Stated exercise:
Check each line of the material below for the string "this", then report how many lines have it, and nothing else.

Available data:
^^^^^^^^^^^^^^^^
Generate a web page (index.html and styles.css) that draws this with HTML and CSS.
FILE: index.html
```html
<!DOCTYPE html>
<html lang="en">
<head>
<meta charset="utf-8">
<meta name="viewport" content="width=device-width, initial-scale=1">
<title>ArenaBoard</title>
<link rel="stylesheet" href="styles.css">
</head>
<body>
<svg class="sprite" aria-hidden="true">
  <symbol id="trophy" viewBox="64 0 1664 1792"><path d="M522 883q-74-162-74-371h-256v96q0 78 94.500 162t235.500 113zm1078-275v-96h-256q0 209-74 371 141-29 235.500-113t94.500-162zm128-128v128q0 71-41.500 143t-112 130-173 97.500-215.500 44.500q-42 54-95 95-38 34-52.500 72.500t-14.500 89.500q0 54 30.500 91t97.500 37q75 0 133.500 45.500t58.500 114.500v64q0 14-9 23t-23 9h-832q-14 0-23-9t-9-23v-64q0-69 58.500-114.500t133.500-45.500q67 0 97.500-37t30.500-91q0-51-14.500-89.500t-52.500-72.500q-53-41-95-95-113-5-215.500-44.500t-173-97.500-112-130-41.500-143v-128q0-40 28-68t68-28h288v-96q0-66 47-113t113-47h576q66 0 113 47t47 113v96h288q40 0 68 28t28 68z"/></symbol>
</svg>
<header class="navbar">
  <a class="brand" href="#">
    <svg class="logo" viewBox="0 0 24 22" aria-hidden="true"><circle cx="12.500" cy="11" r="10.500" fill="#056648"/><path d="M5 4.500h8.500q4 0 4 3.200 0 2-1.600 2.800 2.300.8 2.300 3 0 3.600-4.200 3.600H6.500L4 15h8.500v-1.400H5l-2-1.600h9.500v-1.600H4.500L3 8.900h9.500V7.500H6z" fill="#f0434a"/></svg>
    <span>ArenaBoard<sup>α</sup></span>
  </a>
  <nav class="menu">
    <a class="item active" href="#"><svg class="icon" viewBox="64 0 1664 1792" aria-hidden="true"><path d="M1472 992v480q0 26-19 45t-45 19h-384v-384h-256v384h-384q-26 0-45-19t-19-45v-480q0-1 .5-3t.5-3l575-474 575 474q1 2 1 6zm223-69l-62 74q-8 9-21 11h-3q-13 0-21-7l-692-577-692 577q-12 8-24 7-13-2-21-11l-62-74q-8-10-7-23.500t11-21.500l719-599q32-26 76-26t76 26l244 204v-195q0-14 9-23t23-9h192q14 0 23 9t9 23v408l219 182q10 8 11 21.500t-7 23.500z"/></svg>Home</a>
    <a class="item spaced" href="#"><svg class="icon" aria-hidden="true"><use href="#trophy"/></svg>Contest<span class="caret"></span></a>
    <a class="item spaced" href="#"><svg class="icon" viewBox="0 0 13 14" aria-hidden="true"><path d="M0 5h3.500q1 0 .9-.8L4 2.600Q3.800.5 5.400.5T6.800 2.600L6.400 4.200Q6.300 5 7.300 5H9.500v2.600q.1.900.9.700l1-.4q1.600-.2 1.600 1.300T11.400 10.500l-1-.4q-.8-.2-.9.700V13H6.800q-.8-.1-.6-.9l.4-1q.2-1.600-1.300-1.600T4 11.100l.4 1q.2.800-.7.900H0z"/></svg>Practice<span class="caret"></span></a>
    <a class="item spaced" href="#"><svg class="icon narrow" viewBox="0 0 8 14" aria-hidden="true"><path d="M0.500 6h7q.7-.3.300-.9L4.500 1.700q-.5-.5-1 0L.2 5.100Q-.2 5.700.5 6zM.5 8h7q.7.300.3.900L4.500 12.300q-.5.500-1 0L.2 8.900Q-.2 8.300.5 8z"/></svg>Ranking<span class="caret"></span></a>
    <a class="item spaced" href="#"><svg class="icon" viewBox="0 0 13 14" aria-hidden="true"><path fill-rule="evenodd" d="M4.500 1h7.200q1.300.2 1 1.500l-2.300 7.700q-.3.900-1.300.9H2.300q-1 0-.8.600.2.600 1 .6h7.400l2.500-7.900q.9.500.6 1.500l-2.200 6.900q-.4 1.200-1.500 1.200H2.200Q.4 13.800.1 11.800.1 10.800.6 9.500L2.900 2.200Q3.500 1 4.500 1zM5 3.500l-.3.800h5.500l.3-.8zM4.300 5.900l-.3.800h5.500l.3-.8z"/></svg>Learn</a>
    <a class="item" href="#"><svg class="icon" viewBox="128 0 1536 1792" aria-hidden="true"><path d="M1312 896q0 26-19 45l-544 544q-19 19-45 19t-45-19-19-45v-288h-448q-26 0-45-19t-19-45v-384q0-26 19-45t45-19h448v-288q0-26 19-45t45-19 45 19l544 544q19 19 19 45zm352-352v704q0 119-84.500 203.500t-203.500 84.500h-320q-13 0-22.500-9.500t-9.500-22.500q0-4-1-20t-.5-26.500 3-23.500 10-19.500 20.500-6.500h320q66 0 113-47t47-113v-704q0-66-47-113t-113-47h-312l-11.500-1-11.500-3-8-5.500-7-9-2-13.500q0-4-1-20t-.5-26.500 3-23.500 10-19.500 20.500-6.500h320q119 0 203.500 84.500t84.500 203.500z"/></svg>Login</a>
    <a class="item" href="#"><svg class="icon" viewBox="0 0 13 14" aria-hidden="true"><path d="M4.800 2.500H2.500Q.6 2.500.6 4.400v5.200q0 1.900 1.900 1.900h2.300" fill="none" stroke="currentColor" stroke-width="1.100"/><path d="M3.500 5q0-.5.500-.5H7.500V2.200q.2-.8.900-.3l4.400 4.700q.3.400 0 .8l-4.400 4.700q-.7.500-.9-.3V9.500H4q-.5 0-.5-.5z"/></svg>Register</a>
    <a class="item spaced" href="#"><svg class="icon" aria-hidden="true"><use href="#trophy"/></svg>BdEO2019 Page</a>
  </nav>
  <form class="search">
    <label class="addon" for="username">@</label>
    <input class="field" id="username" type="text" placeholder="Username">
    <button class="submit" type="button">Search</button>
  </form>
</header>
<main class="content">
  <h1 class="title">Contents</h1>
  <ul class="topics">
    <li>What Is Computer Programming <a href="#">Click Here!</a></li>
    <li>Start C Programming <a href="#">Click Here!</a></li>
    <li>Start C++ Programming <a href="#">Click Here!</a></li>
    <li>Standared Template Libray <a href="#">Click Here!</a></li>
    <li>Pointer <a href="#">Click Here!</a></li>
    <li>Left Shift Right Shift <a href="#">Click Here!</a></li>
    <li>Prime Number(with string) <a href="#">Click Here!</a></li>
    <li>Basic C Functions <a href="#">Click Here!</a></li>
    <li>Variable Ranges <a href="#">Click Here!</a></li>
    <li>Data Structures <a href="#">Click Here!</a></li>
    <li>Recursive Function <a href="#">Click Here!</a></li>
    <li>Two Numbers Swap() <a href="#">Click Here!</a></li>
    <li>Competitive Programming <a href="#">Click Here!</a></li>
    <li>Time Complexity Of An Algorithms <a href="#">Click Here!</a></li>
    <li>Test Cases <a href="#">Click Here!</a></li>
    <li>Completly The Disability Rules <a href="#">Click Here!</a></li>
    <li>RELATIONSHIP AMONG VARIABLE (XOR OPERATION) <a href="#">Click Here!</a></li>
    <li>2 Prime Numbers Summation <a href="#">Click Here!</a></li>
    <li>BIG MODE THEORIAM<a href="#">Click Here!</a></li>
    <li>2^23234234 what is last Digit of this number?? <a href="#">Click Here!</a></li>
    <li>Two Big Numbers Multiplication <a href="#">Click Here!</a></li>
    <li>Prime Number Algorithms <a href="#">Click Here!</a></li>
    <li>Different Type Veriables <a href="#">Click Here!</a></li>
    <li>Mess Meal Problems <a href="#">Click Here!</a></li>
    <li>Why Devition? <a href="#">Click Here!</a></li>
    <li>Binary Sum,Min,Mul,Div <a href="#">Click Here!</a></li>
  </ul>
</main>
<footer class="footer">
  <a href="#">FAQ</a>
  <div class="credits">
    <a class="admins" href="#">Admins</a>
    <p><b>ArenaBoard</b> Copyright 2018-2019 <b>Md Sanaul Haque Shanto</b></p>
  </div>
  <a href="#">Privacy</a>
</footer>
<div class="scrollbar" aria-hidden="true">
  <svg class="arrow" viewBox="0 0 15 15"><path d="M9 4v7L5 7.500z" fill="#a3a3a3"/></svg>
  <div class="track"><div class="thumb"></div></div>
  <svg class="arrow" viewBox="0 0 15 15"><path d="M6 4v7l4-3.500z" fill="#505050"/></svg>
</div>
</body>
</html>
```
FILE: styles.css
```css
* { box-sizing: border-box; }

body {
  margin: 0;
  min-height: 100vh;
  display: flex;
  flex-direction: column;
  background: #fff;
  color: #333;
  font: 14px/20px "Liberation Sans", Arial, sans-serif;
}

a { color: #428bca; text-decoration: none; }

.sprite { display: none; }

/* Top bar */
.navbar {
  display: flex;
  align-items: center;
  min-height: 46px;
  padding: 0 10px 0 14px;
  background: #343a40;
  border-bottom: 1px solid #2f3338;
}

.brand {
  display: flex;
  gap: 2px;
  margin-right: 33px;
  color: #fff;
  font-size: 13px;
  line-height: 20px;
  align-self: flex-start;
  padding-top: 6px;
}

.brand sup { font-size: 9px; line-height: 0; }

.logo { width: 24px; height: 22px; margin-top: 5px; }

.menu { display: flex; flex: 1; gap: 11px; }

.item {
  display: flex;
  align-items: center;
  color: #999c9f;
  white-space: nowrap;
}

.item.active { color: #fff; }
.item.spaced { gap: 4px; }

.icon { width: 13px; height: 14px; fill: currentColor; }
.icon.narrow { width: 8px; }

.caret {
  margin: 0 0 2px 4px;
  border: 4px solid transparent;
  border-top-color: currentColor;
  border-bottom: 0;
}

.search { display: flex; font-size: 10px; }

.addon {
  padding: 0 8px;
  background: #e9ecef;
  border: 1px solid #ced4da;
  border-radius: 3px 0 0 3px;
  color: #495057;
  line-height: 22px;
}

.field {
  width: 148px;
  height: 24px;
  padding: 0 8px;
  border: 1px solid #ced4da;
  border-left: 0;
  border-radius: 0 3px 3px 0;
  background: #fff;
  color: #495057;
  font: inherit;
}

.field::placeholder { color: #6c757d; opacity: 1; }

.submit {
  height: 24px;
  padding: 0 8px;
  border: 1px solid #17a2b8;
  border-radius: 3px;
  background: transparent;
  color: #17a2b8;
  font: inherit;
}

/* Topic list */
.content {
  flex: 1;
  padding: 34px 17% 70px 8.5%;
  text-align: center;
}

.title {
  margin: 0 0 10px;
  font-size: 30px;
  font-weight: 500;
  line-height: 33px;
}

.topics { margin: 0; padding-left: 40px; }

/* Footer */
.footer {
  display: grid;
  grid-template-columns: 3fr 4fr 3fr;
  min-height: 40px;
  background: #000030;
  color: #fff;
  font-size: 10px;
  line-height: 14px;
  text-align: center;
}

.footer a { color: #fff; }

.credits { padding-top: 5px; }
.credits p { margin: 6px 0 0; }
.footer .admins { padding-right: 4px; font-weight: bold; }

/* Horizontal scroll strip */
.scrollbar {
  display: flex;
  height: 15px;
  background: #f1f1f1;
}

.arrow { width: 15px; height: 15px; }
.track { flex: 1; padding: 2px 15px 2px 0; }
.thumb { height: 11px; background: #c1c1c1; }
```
^^^^^^^^^^^^^^^^
Exercise response:
2